La protesta de un numeroso grupo de indignados ante el Parlament de Catalunya ha desatado un discurso victimista en el que el pacifismo ha sido citado al servicio del democratismo, cayendo casi en el esperpento. Llamo aquí ´democratismo´ al discurso que califica a un sistema, el propio, como democracia, lo sacraliza, lo consagra como óptimo e intocable y, en consecuencia, deslegitima cualquier acción no contemplada

en los procedimientos previstos por el propio sistema que se autocalifica.

Por hacer una declaración de principios diré que yo también creo que la democracia representativa es el menos malo de los sistemas. Pero, partiendo de la radical imperfección de todo lo humano, creo también que todo es perfectible, que, como decía el filósofo, el movimiento se demuestra andando y que, como decía el poeta, se hace camino al andar. Es decir, que podemos y debemos mejorar el sistema, sobre todo, cuando está a la vista que el sistema hace aguas.

Cabría preguntarse, primero, si el pacifismo es la mejor opción ante cualquier situación, y para poder responder podríamos recurrir a la historia. En la historia, a lo largo de la historia, lo que más abunda es la violencia, pero no todas las violencias nos parecen iguales, no todas igualmente justas o necesarias. Entre las que nos parecen justas, o necesarias para acabar con una situación de injusticia, podríamos citar desde Espartaco hasta el Mayo del 68, pasando por el indio Jerónimo, Pancho Villa o por la Resistencia francesa. Luego, hay otra larga serie de

violencias que consideramos injustas e injustificables, de algún modo, imperdonables, que son las ejercidas contra el pueblo o contra un pueblo, judíos, gitanos, armenios, kurdos o tutsis. Generalmente, la violencia que nos parece justificable es la ejercida por el pueblo contra sus tiranos y, por lógica, la que nos parece injustificable es la ejercida por los tiranos contra el pueblo. Esta es una valoración que sólo no comparten los tiranos y sus secuaces.

Podemos también diferenciar entre distintos grados de violencia. No es lo mismo insultar que escupir, ni es lo mismo escupir que pegar. Así, a bote pronto, tenemos tres grados de violencia o de agresión contra alguien que, es evidente, no revisten la misma gravedad. Respecto al primero, este es un país que, lamentablemente, vive instalado en el insulto, de modo que nadie y menos un político debería rasgarse las vestiduras por recibir algún que otro insulto. ¿O es que los políticos no se han enterado todavía de cual es el grado de estima en que se les tiene? En el bloqueo al Parlament hubo, además de insultos, acciones de presión, pero no se pasó al grado de agresión física. ¿Debemos condenar el insulto o la intimidación? Por supuesto, en teoría y en abstracto, siempre. Pero, en concreto, es decir, al hacer un análisis de situaciones concretas, debemos ir más allá de la condena teórica y oportunista que tiende a santificar no sólo el sistema sino las acciones que, ejercidas desde el sistema, pueden ser las que provoquen respuestas violentas en algún grado.
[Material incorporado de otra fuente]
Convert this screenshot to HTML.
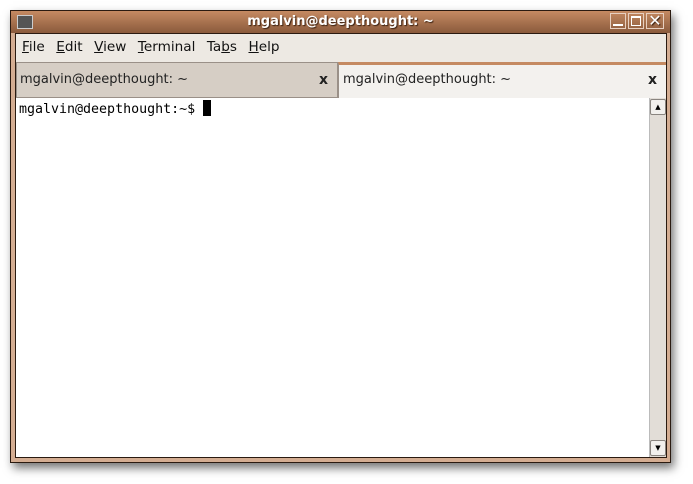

Vallamos, como propone ese sospechoso filósofo de la sospecha que es Nietzsche, más allá del bien y del mal; es decir, abandonemos el acomodaticio discurso moralizante y busquemos entender por qué pasan las cosas y, lo que debería ser más urgente, tratemos de prever qué es lo que puede pasar. Los diputados y las diputadas a quienes los indignados obstruyeron el paso al Parlament (que, no lo olvidemos, es la casa del pueblo) se disponen a llevar a cabo un recorte del gasto sin precedentes que va a afectar, sobre todo, a sanidad, educación y bienestar social y esto quiere decir que los legítimos representantes del pueblo ejercen su legitimidad contra el pueblo.
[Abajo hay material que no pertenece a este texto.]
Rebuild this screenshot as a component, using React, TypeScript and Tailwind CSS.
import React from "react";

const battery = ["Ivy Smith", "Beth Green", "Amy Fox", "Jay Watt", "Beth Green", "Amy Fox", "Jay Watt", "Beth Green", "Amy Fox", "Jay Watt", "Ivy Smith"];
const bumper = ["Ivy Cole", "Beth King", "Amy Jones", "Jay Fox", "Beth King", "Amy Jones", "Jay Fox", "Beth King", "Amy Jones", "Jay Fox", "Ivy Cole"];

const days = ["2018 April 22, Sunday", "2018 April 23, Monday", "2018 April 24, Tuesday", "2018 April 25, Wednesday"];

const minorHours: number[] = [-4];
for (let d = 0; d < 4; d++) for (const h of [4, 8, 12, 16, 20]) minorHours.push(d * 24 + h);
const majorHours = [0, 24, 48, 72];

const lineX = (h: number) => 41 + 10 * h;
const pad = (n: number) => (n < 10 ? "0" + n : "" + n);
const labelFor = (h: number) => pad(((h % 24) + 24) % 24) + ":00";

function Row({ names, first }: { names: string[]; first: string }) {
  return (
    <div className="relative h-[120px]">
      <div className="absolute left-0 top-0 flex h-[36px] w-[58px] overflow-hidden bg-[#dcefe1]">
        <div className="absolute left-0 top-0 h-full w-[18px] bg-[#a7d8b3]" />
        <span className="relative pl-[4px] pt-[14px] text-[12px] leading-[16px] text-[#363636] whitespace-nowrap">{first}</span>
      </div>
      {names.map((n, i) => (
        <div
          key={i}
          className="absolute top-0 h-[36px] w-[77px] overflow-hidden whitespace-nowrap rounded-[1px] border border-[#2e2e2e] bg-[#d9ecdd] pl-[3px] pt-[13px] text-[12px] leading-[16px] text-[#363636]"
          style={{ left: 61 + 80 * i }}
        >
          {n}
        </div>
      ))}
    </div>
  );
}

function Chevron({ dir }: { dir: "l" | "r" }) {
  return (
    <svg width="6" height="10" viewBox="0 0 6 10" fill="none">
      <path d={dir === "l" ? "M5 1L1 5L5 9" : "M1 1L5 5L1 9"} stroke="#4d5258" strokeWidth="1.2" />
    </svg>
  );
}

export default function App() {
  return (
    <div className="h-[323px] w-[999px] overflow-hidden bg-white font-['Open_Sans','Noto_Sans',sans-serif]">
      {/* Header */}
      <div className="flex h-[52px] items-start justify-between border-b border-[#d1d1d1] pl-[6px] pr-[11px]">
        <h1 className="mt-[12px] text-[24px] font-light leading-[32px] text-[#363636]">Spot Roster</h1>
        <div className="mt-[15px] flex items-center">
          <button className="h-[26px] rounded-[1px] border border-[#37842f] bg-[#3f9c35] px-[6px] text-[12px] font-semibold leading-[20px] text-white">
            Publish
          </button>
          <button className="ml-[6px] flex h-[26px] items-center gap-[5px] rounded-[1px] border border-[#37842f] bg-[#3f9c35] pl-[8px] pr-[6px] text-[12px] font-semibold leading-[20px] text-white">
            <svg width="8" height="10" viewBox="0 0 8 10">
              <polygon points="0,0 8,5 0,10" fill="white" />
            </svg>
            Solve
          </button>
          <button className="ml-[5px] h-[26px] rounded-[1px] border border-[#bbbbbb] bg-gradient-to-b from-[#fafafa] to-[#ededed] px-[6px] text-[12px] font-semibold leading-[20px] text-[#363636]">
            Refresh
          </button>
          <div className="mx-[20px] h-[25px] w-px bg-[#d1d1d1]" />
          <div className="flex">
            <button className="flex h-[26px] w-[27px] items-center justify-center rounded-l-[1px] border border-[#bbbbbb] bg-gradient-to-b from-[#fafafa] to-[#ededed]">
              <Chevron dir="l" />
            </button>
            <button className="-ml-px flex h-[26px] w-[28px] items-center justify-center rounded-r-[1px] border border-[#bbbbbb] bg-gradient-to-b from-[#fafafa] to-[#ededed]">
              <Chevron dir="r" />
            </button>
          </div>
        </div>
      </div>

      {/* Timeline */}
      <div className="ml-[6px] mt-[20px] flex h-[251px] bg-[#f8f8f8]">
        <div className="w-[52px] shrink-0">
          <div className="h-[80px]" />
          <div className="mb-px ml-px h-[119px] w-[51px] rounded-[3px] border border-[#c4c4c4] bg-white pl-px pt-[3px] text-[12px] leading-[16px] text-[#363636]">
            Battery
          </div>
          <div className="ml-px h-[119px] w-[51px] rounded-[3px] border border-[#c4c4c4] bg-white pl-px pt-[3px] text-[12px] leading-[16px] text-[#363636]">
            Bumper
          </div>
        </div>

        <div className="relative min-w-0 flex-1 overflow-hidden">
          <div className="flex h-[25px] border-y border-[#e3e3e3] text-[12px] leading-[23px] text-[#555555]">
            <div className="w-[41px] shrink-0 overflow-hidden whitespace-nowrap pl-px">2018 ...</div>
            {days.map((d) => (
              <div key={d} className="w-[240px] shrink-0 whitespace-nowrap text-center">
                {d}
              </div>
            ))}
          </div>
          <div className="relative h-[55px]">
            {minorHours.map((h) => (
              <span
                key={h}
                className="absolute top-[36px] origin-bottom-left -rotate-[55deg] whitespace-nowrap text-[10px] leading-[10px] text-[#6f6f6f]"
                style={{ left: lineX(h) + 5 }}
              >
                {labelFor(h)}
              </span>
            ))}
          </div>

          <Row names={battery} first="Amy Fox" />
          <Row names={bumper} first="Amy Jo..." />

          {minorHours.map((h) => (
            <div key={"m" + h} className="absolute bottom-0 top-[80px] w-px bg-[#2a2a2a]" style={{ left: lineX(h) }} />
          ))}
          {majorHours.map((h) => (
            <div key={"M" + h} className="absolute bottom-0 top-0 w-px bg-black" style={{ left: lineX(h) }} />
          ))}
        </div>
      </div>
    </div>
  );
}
Los recortes del Parlament son los mismos recortes que todos los Gobiernos autonómicos aplican y aplicarán, los mismos que está aplicando el actual Gobierno de España y los mismos, en el supuesto más optimista, que aplicará el próximo Gobierno.

En resumen, los poderes del Estado se aplican en el cumplimiento de los mandatos de los mercados: restringen derechos, salarios y pensiones empobreciendo a la clase trabajadora; expulsan del mundo laboral a potenciales trabajadores arrojándolos al paro sin retorno; dejan en la calle a gente que carece de medios para pagar las hipotecas de pisos que ya no son suyos; convierten a los ciudadanos en súbditos de un poder abstracto y anónimo que no cesa de enriquecerse. ¿Esto no es violencia?

Yo no sé si los políticos están preocupados, pero sé que deberían estarlo. No sé si están desconcertados. Lo que sí sé es que están ciegos, porque siguen apretando tuercas sin ver que la indignación que han generado es fácilmente transformable en violencia, porque cuando la gente lo ha perdido todo, se pierden también las buenas formas.